Secondly, that in point of fact his debt was a pre-existing debt, and is, therefore, in terms provided for by the deeds.
Thirdly, that under the provisions of said deeds Platoff Zane took such an interest in the subject thereby conveyed as would be liable to subsequent creditors, and that the appellant is entitled as such to subject the same to satisfaction of his debt.
As to the first ground : Nothing is better settled than that a voluntary conveyance, which interferes with or breaks in upon the rights of . existing creditors, *will not be permitted to take effect to the prejudice of their just demands : and this according to many of the cases, without regard to the amount of the debts, or the extent of the property settled, or the circumstances of the party. Fitzer v. Fitzer, 2 Atk. R. 511; Taylor v. Jones, 2 Atk. R. 600; Chamley v. Lord Dunsany, 2 Sch. & Lef. 690, 714; Reade v. Livingston, 3 John. Ch. R. 481; Thomson v.
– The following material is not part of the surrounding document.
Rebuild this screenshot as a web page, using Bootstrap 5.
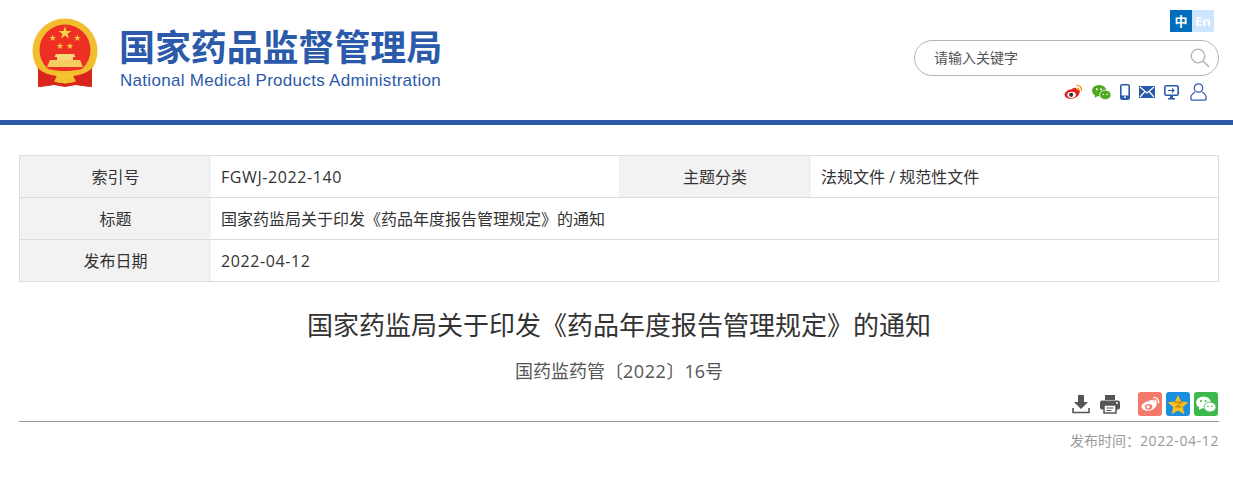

Daugherty, 12 Serg. & Rawle 448; Howe v. Ward, 4 Greenl. R. 195; Hopkirk v. Randolph, 2 Brock. R. 132; Backhouse v. Jett, 1 Brock. R. 500, 511; Ridgway v. Underwood, 4 Wash. C. C. R. 67; Jackson v. Seward, 5 Cow. R. 67; O’Daniel v. Crawford, 4 Dev. Law R. 197.
On the other hand, numerous cases are to be found, which in effect maintain the doctrine, that a conveyance, although voluntary, may be good, under circumstances, even as against existing creditors; and that a partj^’s being indebted at the time is but an argument of fraud, the question still being in every case, whether the conveyance is a bona fide transaction, or a mere device to delude and defeat creditors. Cadogan v. Kennett, Cowp. R. 432; Doe v. Routledge, Ibid. 705; Richardson v. Smallwood, 1 Jac. R. 552, 4 Cond. Eng. Ch. R. 202; Gale v. Williamson, 8 Mees. & Welsb. 405; Verplank v. Sterry, 12 John. R. 536; Wicks v. Clarke, 8 Paige’s R. 161; Seward v. Jackson, 8 Cow. R. 406; Hinde’s lessee v. Longworth, 11 Wheat. R. 199.
The subject is one involving the enquiry into the relations which the two great classes of creditors, prior and subsequent, occupy in relation to a voluntary settlement. And the question is whether they occupy a common ground, so that a conveyance which would be adjudged fraudulent as to the former, would also be held to be fraudulent as to the latter; or will a discrimination be made, the effect of which will be to withdraw from enquiry in the case of a prior creditor the various circumstances attending the execution of *the conveyance, such as the nature of the consideration, the value of the property settled compared with that, if any, retained, the extent of their indebtedness, &c., &c. ; all of which are in the case of a subsequent creditor, most proper to be considered; and upon which, in order to succeed, he must be able to fix the imputation of fraud in the absence of direct and positive proof of the intent. Chancellor Kent clearly recognizes a distinction between the two classes. In the case of the prior creditor, he considers that any enquiry into the amount of debts existing at the time would be embarrassing if not dangerous; and he regards it as wholly unnecessary, considering the debtor as absolutely disabled from making any voluntary settlement to the prejudice of any existing debts; and such, he says, is the clear and uniform doctrine of the cases. Reade v. Lovingston, 3 John. Ch. R. 481, 500. Judge Story, on the other hand, evidently considers him as carrying the doctrine too far. He thinks that mere indebtedness would not per se, avoid a voluntary conveyance even as to subsisting creditors, unless the other circumstances are such as justly to create a presumption of fraud. 1 Story’s Eq. Jur. § 360 to 365, inclusive. The opinion of Chancellor Kent is supported by that of Mr. Atherley, in his work on Marriage Settlements, at p. 212; and numerous authorities are cited, which he regards as fully sustaining it. In support of his views, Judge Story refers to many cases which he regards as necessarily tending to maintain them; which will be found in the notes to the sections above cited.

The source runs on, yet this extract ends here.